Much Ado About Android – part I

After years of dealing with completely frustrating and useless Windows mobile cellular devices I decide it was time to jump on the inevitable bandwagon of Google and their Android platform. The reason I choose Android over the iPhone is I like the idea of a little more freedom and while I do not agree with all of Google’s business practices, I appreciate that their prison is little more accommodating. Now, every technology platform is its own little prison, regardless of what people will even say about Linux or FreeBSD.

When it comes to vendors, hands down, Apple makes the nicest and most comfortable prisons. Microsoft makes functional prisons that appear to work seamlessly so long as you can tolerate all of the constant maintenance, damp infected rooms, and doors that should lead to bliss but only lead to dead ends. The Google prison is very similar to Apple’s but not quite as refined or clean. The trade off is that Google lets you out of your cell from time to time and even lets you share food and toys with your neighbors. And if you are adventurous enough and willing to go through all the hoops you can even leave the prison for short periods of time to go get your own soda and desert. All in all Apple and Google make very similar and wonderful prisons, but I choose Google Android.

Before I get carried away and you all think I am hook-line-and-sinker in love with Google; Google is evil and stores and tracks way too much information about what we do, what we like, and how we use our computers and the Internet. The reason I am okay with Google compared to the tactics that Microsoft employs is that Google does not force their technology down our throats. Now if Google decided that you could only use their search engine from certain computers, of that you could only access GMail through Chrome, or if they created their own language that you were forced to use to access any of your data stored on their cloud, I would definitely lump them in to the Microsoft camp and boycott them.
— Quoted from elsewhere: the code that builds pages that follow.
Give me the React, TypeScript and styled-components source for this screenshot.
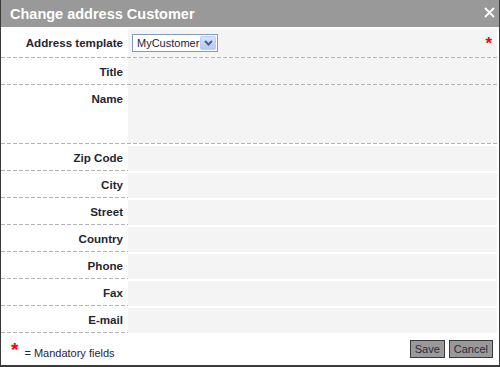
import styled, { createGlobalStyle } from 'styled-components'

const GlobalStyle = createGlobalStyle`
  html, body {
    margin: 0;
    padding: 0;
    background: #ffffff;
  }
  body {
    font-family: 'Liberation Sans', Arial, sans-serif;
  }
  * {
    box-sizing: border-box;
  }
`

const dashed = `repeating-linear-gradient(to right, #b2b2b8 0 4px, transparent 4px 6px)`

const S = {
  Dialog: styled.div`
    width: 500px;
    height: 367px;
    display: flex;
    flex-direction: column;
    background: #ffffff;
    border-left: 1px solid #3a3a3a;
    border-right: 1px solid #3a3a3a;
    border-bottom: 2px solid #3a3a3a;
  `,
  TitleBar: styled.div`
    height: 27px;
    flex: none;
    display: flex;
    align-items: center;
    justify-content: space-between;
    padding: 0 4px 0 9px;
    background: #999999;
    color: #ffffff;
    font-size: 14.5px;
    font-weight: bold;
  `,
  Close: styled.svg`
    width: 11px;
    height: 11px;
    margin-bottom: 2px;
  `,
  Body: styled.div`
    flex: 1;
    display: flex;
    flex-direction: column;
    padding: 2px 2px 0 0;
  `,
  Row: styled.div<{ $height: number }>`
    display: grid;
    grid-template-columns: 127px 1fr;
    height: ${({ $height }) => $height}px;
    padding-bottom: 1px;
    background: ${dashed} left bottom / 100% 1px no-repeat;
  `,
  SplitRow: styled.div`
    display: grid;
    grid-template-columns: 127px 1fr;
    height: 27px;
  `,
  Label: styled.div<{ $dashed?: boolean }>`
    padding: 6px 5px 0 0;
    text-align: right;
    font-size: 11.6px;
    font-weight: bold;
    line-height: 16px;
    color: #262630;
    background: ${({ $dashed }) => ($dashed ? `${dashed} left bottom / 100% 1px no-repeat` : 'none')};
  `,
  Value: styled.div`
    display: flex;
    align-items: flex-start;
    justify-content: space-between;
    background: #f4f4f4;
    padding: 5px 5px 0 4px;
  `,
  FieldCell: styled.div`
    padding-top: 2px;
    display: flex;
  `,
  Field: styled.div`
    flex: 1;
    background: #f4f4f4;
  `,
  Select: styled.div`
    width: 86px;
    height: 18px;
    display: flex;
    align-items: center;
    justify-content: space-between;
    padding: 0 1px 0 4px;
    background: #ffffff;
    border: 1px solid #7f9db9;
    font-size: 11px;
    color: #1e1e3c;
  `,
  SelectButton: styled.div`
    width: 16px;
    height: 14px;
    display: flex;
    align-items: center;
    justify-content: center;
    border: 1px solid #b9cdf6;
    border-radius: 2px;
    background: linear-gradient(#d6e3fd, #b4c9f6);
  `,
  Required: styled.span`
    margin-top: 4px;
    font-size: 17px;
    font-weight: bold;
    line-height: 12px;
    color: #ff0000;
  `,
  Footer: styled.div`
    flex: 1;
    display: flex;
    align-items: center;
    justify-content: space-between;
    padding: 0 4px 0 10px;
  `,
  Legend: styled.div`
    display: flex;
    align-items: center;
    gap: 6px;
    padding-top: 8px;
    font-size: 11px;
    color: #262640;
  `,
  LegendStar: styled.span`
    margin-top: -6px;
    font-size: 19px;
    font-weight: bold;
    line-height: 12px;
    color: #ff0000;
  `,
  Buttons: styled.div`
    display: flex;
    gap: 4px;
    margin-bottom: 1px;
  `,
  Button: styled.button`
    height: 18px;
    padding: 0 4px;
    background: #999999;
    border: 1px solid #3a3a3a;
    border-radius: 0;
    font-family: 'Liberation Sans', Arial, sans-serif;
    font-size: 11px;
    color: #2a2a44;
  `,
}

const lowerFields = ['Zip Code', 'City', 'Street', 'Country', 'Phone', 'Fax', 'E-mail']

export default function App() {
  return (
    <>
      <GlobalStyle />
      <S.Dialog>
        <S.TitleBar>
          Change address Customer
          <S.Close viewBox="0 0 11 11">
            <path d="M1 1 L10 10 M10 1 L1 10" stroke="#ffffff" strokeWidth="1.8" />
          </S.Close>
        </S.TitleBar>
        <S.Body>
          <S.Row $height={29}>
            <S.Label>Address template</S.Label>
            <S.Value>
              <S.Select>
                MyCustomer
                <S.SelectButton>
                  <svg width="9" height="6" viewBox="0 0 9 6">
                    <path d="M1 1 L4.5 4.5 L8 1" stroke="#4d6185" strokeWidth="2" fill="none" />
                  </svg>
                </S.SelectButton>
              </S.Select>
              <S.Required>*</S.Required>
            </S.Value>
          </S.Row>
          <S.Row $height={27}>
            <S.Label>Title</S.Label>
            <S.Field />
          </S.Row>
          <S.Row $height={59}>
            <S.Label>Name</S.Label>
            <S.Field />
          </S.Row>
          {lowerFields.map((label) => (
            <S.SplitRow key={label}>
              <S.Label $dashed>{label}</S.Label>
              <S.FieldCell>
                <S.Field />
              </S.FieldCell>
            </S.SplitRow>
          ))}
          <S.Footer>
            <S.Legend>
              <S.LegendStar>*</S.LegendStar>= Mandatory fields
            </S.Legend>
            <S.Buttons>
              <S.Button>Save</S.Button>
              <S.Button>Cancel</S.Button>
            </S.Buttons>
          </S.Footer>
        </S.Body>
      </S.Dialog>
    </>
  )
}
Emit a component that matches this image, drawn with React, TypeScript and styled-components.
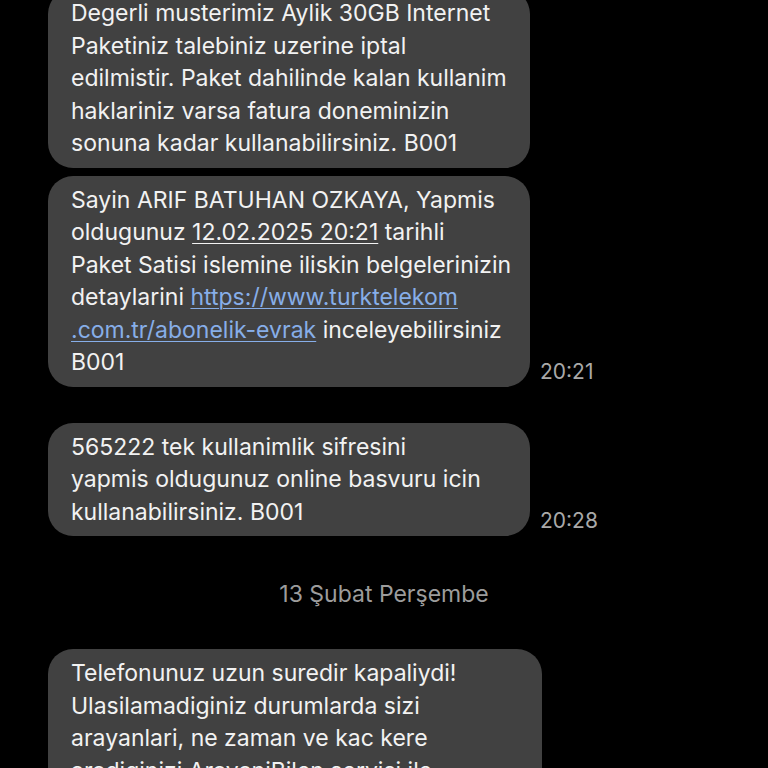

But I digress; this post is not about my views of why and how Microsoft failed when they could have so easily taken over the world.

The phone I purchased was an unlocked version of the HTC Magic (same as the T-Mobile myTouch 3G, just an unlocked version). This phone shipped with version 1.5 of the Android OS commonly referred to by its code name of Cupcake (Version 1.6 has a code name of Donut for example, 2.0/2.1 is called Eclair, and 2.2 is called Froyo). Now as you can see, version 1.5 is really starting show its age. Eclair is out and Froyo is quickly on its way. So I decided I was going to take Google’s pledge to the test and try and take my phone out for a walk and see about updating its code.

So following all the buzz about newer features and the beauty of the Android platform I spent the better part of the weekend reading and reading and reading about all the bits and pieces that are needed to get your phone “hacked”, “rooted”, and upgraded. Now I must say that there is a LOT of information out there about how to do this and do that, and the folks over at and have a plethora of information. However, like all things Linux it is a PAIN-IN-THE-BACKSIDE to try and piece it all together. Linux people and developers are often of the mindset that it is it out there somewhere in some nasty forum list somewhere and that you need to read every meaningless post for hours and hours to find the one nugget of information that you need.

Over the next few days/weeks I am going to write a series of short posts that talk about the various bits and pieces and how they all bolt together so that you do not need to spend hours trying figure out what is what.